While 2017 is an important year for Canada, it also marks the 375th anniversary of Montreal, home to the stunning Palais des congrès captured on this issue’s cover. With the building’s kaleidoscope facade made up of 390 coloured and transparent glass panels, and its adjoining century-old edifices (such as the Rogers and King foundry and the Art Deco Tramways Building), there’s perhaps no architectural landmark more evocative of today’s Canada: vibrant, diverse and undeniably modern – yet still connected to its past. To admire more of Montreal’s architecture, take a short walk from the Palais to find the Notre-Dame Basilica, a gorgeous example of Gothic revival style. Or ride a Bixi (Montreal’s bike-sharing system) from Fairmont The Queen Elizabeth, with its new design inspired by the 1960s, to Habitat 67, a unique cubic housing complex designed by famed architect Moshe Safdie as a pavilion for the Expo 67 World’s Fair. Whether you choose to tour the sites, practice your French or explore the multicultural food scene, Montreal is a melting pot that will capture your heart.

Elaborate Bloody Caesar garnishes are standard in Canada

10. Sip a Caesar

An amped-up version of a Bloody Mary, the Bloody Caesar is Canada’s best-selling cocktail (more than 350 million are ordered every year).

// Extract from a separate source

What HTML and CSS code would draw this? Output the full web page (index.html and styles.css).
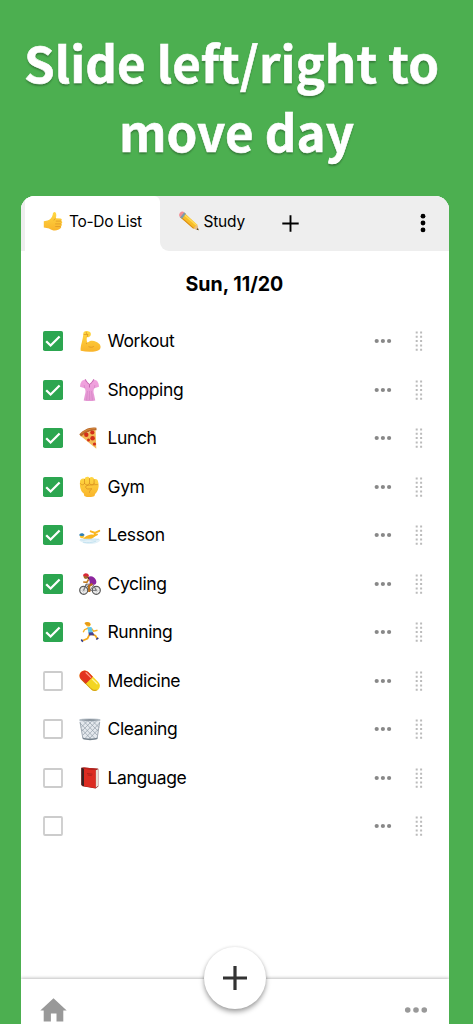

It’s all about the garnishes – like the pickled onions, egg, stuffed olives, grilled veggies and half a grilled cheese sandwich that top the Caesar served at Tavern on Whyte in Edmonton.

Ryan Gosling at the Toronto International Film

11. Find Your Festival

Laugh ’til it hurts at various performances during the largest international comedy festival in the world, Montreal’s Just For Laughs, held every July.

Ottawa’s Winterlude (in February) is a favourite for  all ages thanks to ice sculpting competitions, dragon boat races down the frozen Rideau Canal  and plenty of tubing slides.

Catch outdoor performances every July at the Quebec City Summer Festival (Kendrick Lamar and P!nk performed in 2017). In January and February, enjoy giant bowling  and parades at the Carnaval de Québec.

Come September, indie  directors and Hollywood’s finest make their way north for the Toronto International Film Festival (TIFF), one of the largest cinematic events in the world.

During the legendary mid-July Calgary Stampede, a million-plus visitors flock to the city for rodeos, stage shows and barbecues.

Reflecting pool outside the Aga Khan Museum

12. Tour Toronto’s Exhibitions

From marine life to MVPs, the city has no shortage of inspiring museums and galleries.

  • Aga Khan Museum  

The permanent collection at this museum features ornate Islamic artifacts like painted ceramics and folklore manuscripts. Don’t miss HERE, an exhibit by over 20 Canadian artists.

  • Moose Factory

Renowned Canadian pop artist Charles Pachter, whose contemporary works are inspired by Canadian icons, purchased an abandoned Chinatown property in the 1990s and turned it into a gallery.

  • Royal Ontario Museum

The ROM’s diverse collections cover almost every facet of life: Size up a 270-kilogram blue whale heart, meet Mars rover prototype REX, or learn about Parisian couture

  • Art Gallery of Ontario

The massive collection here includes more than 80,000 works from the first century to the present day. Catch exhibitions showcasing big-name artists like Japan’s Yayoi Kusama.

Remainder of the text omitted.